Review: Pirates 2nd Edition: The Governor’s Daughter

Posted by James (admin) on April 12th, 2011

‘Pirates (2nd Edition): The Governor’s Daughter’ (which I’ll call Pirates from now on) was launched at Essen last year at the same time as ‘Merchants & Marauders’.  From reading the rules, Merchants & Marauders seemed like it would be the detailed game and Pirates would be a more simple Eurogame so they both interested me.

The Goal – In Pirates, players are racing to be the first to rescue the Governor’s Daughter who has been kidnapped by the Dread Pirate Roberts.  To save her, a player needs to obtain both parts of the map to Roberts’ island, then go there and either pay him 50 doubloons or intimidate him (with 30+ reputation).  Each player has their own character with a unique ability and, during the game, players can upgrade their ship’s battle strength and cargo capacity.  Also, players have a hand of up to 5 cards which can be battle cards (altering battle strength), missions cards (giving personal goals usually involving sailing to a space and fighting) and crew cards (such as +1 battle strength for the next round).

Game Turns and Actions – At the start of each player’s turn a card is turned over which dictates (a) if any of the 4 merchant ships sail along their route with their goods (or if a battleship moves), and (b) from which ports the player can remove one type of good.  After this, the player takes 3, 4 or 5 actions depending upon which phase the game is in.  An action can be to sail one space or perform an action in a port (buy goods, sell goods, upgrade ship, repair ship, draw a card, etc).  Using their actions, players can buy goods and sell them for a profit, fulfil mission cards, or they can attack merchants or other players to steal their goods.

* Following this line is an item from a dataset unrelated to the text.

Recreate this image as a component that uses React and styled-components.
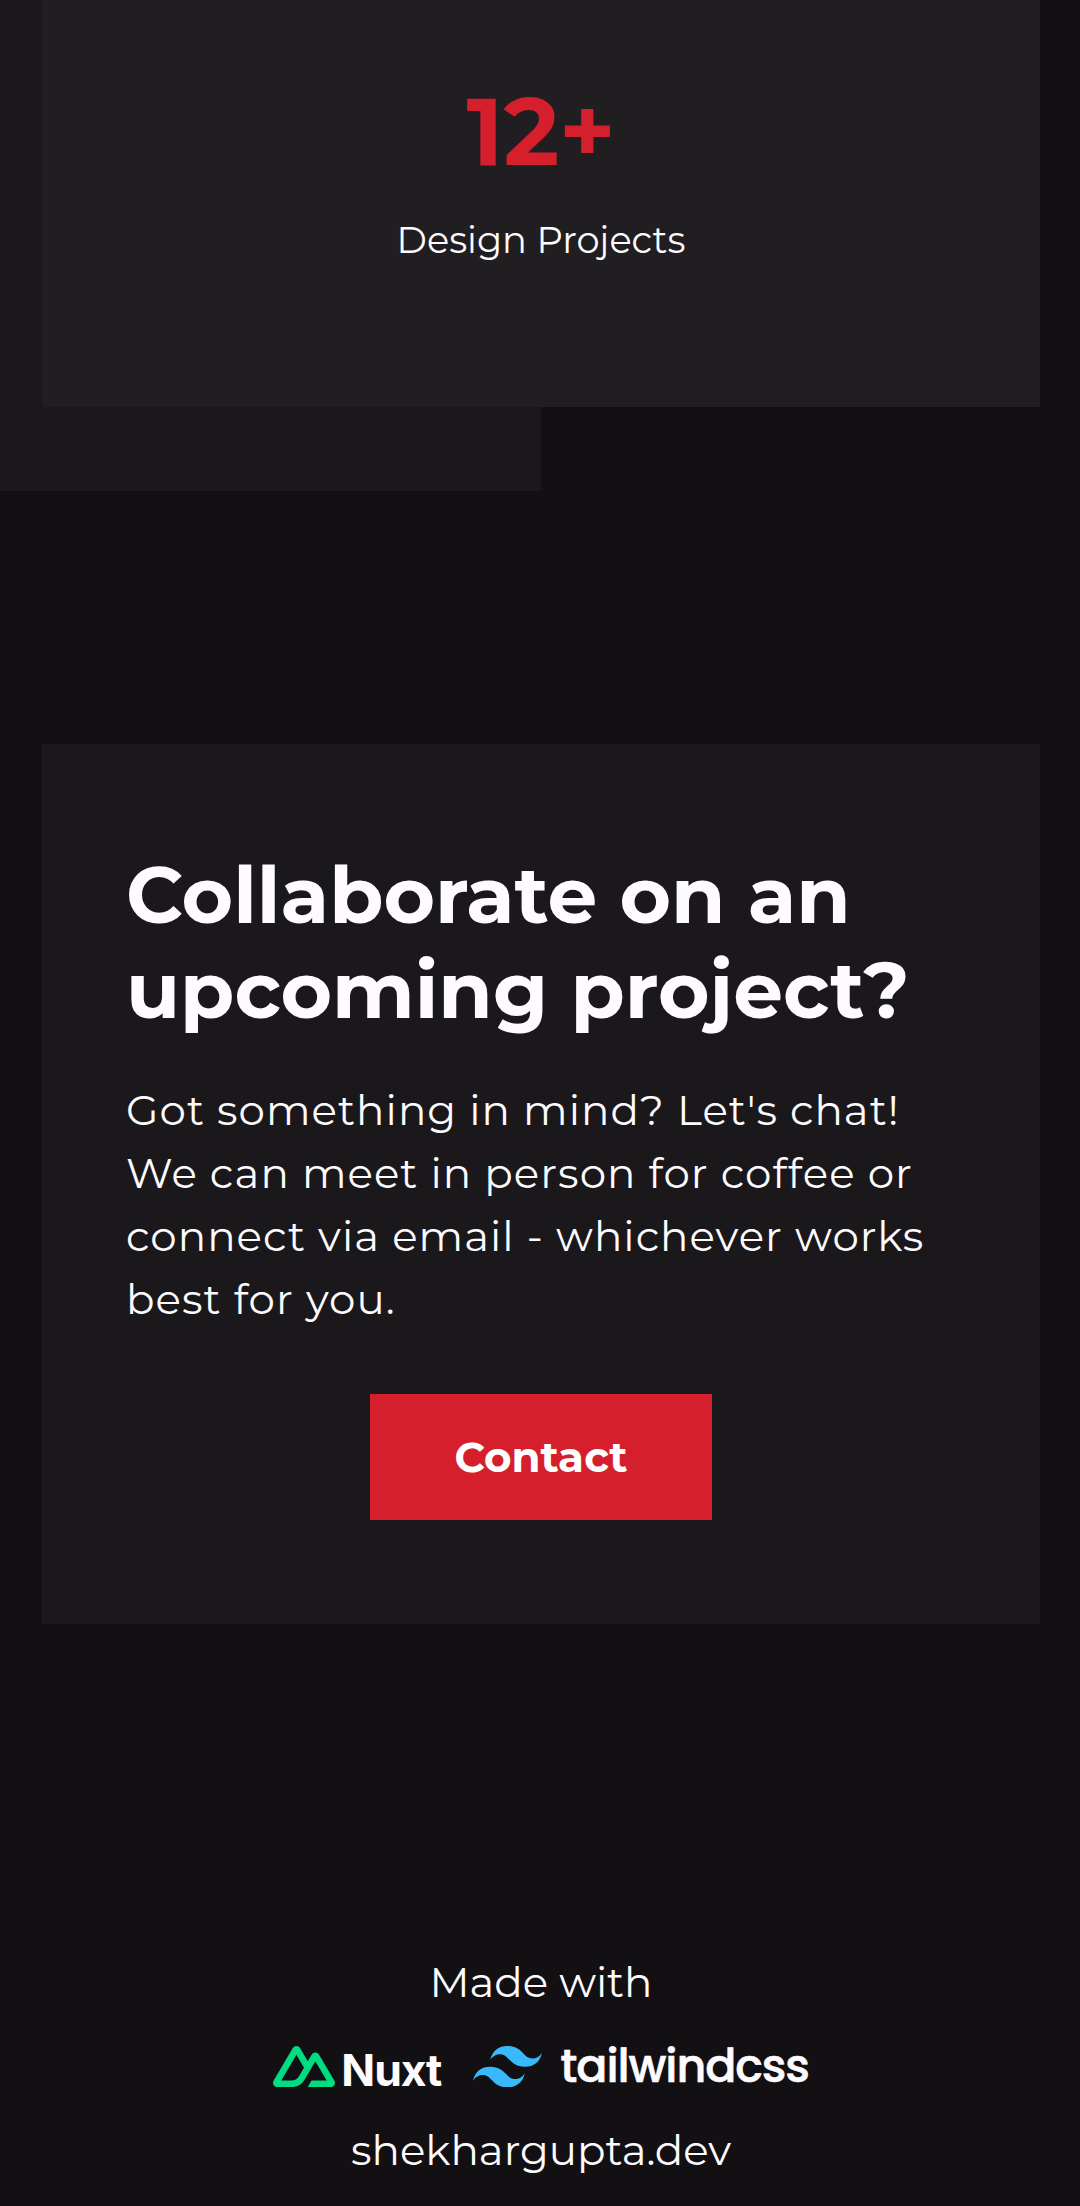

Buying and Selling – The economic system is unusual.  Each island shows 2 or 3 areas for goods and each area has a set of prices for each different good – each price is both the buying and selling price.  When the first area (which has the cheapest prices) is full, the next area is used which has higher prices.  So, the more goods currently at a port (regardless of the types), the higher the prices of all goods.  In real-world logic, an excess of goods usually makes things cheaper (plus different goods don’t usually affect the prices of other goods) so it’s a bit counter-intuitive in terms of theming.

Combat – Combat is relatively simple.  Players play a card simultaneously from their hand (or one from the deck for non-player ships) and the value of the card is added to the ship’s strength – highest total wins.  If it’s a fight between two players, they take turns playing battle cards after the first card to adjust their totals if they want.  Most battles are simple, quick and uneventful; however, if both players have several battle cards, combat can be quite entertaining as positions keep switching.

How Does it Play?
Overall, Pirates offers all the pirate-themed trading and combat activities you would expect; however, there were several issues that I felt held it back.  I like how the merchant ships move along their routes, but I would have liked the player moving them to have had some choice, i.e. splits along the prescribed paths so the merchants don’t always move in exactly the same direction or to the same spaces every time.

I don’t mind the way prices go up when lots of goods were at a port (just so long as it works as a game mechanic), but the economic system makes it hard to plan what and where to buy/sell because the current player chooses which goods to remove from a (random) port.  Also, whilst goods need to be removed from ports so there are opportunities to sell, I would have preferred a less subjective, more predictable and less forced method.

Finding goods to sell to make a decent profit can be quite slow which is fine but it means you have almost no choice but to muscle up and gain goods/money/reputation by attacking other ships to make a better income.  Again, this would be fine (as the game is called ‘Pirates’ after all) and being defeated in combat isn’t too disastrous; however, it means there’s little choice in the strategies and this makes the game quite repetitive especially as the increasing difficulty level doesn’t add any extra variety.

Luck has a large impact on both the cards you draw into your hand, as well as those drawn for combat when battling a non-player like a merchant.  To add more control, it may have been better to have 3 separate decks of cards so players could choose what type of card they draw so they could at least choose the balance of card types in their hand.   Also, the luck factor affects the movement of merchants and battleships as well as the appearance/removal of goods from ports.

In the end, our game lasted several hours which felt too long so that the game became too repetitive and didn’t stand out.  Sadly, there’s too much luck and not enough variety or involving game mechanics.  As a result, it didn’t have the tactical simplicity of a Eurogame, or enough detail to be a rich gamer’s game.  Pirates certainly isn’t a terrible game but it feels like it could have done with some further development to simplify and polish some game mechanics as I think less would have been more.